Wie will man so also etwas positives bewirken? Das was man erreicht sind gegebenenfalls etwas Aufmerksamkeit und viel Polarisierung – und man stellt sich dabei selbst ins Abseits.

Ich bin ja nur ein "Westentaschenpsychologe"... daher möge man mir meine harsche Analyse verzeihen.
 
 

Kommentar von Kai Lindner, verfaßt am 20.02.2006 um 21.50 Uhr  
Adresse: http://www.sprachforschung.org/ickler/index.php?show=news&id=426#2775

Und man verzeihe mir bitte auch, daß ich einige Kommas vergessen habe ;-)
 
 

Kommentar von Wolfram Metz, verfaßt am 20.02.2006 um 22.02 Uhr  
Adresse: http://www.sprachforschung.org/ickler/index.php?show=news&id=426#2776

Meme sind weder Lügen noch Halbwahrheiten... es sind Wahrheiten, die bei ihrer Geburt nur noch nicht wahr waren, es aber spätestens im Erwachsenenalter sein werden.

Dann wird es für die Lügen und Halbwahrheiten in dieser Welt aber verdammt eng und wir haben den Kultusministern unrecht getan.
 
 

Kommentar von Wolfgang Wrase, verfaßt am 21.02.2006 um 01.05 Uhr  
Adresse: http://www.sprachforschung.org/ickler/index.php?show=news&id=426#2778

Meme sind weder Lügen noch Halbwahrheiten... es sind Wahrheiten, die bei ihrer Geburt nur noch nicht wahr waren, es aber spätestens im Erwachsenenalter sein werden.

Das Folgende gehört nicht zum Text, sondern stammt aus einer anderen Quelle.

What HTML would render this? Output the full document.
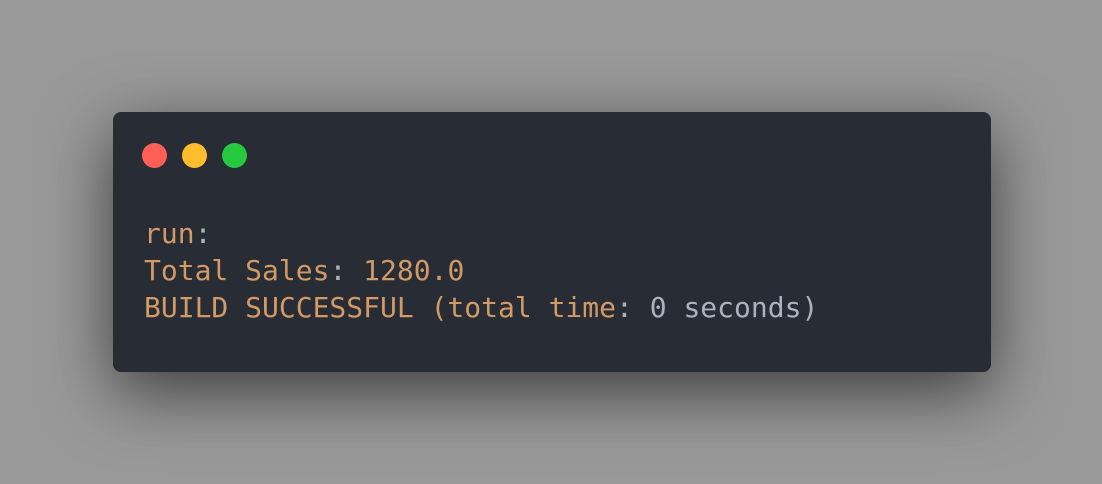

Im Zitat ist der Sachverhalt schief formuliert. Gemeint ist: Auch wenn Gerüchte nichts mit der Wahrheit zu tun haben, können sie im Lauf ihrer Verbreitung an Glaubwürdigkeit gewinnen und schließlich die Wirklichkeit so beeinflussen, daß sie mit ihr besser übereinstimmen oder sogar mit Verzögerung der Wahrheit entsprechen. Das stimmt. Und dafür ist die Rechtschreibreform ein Beispiel: zwar überhaupt nicht im Hinblick auf ihre Qualität, ihre angebliche Notwendigkeit oder ihre angeblich segensreichen Wirkungen, aber zum Beispiel im Hinblick auf ihre sogenannte Akzeptanz (wobei damit nicht emotionale Zustimmung, aber immerhin widerwilliges oder gleichgültiges Mitmachen gemeint ist).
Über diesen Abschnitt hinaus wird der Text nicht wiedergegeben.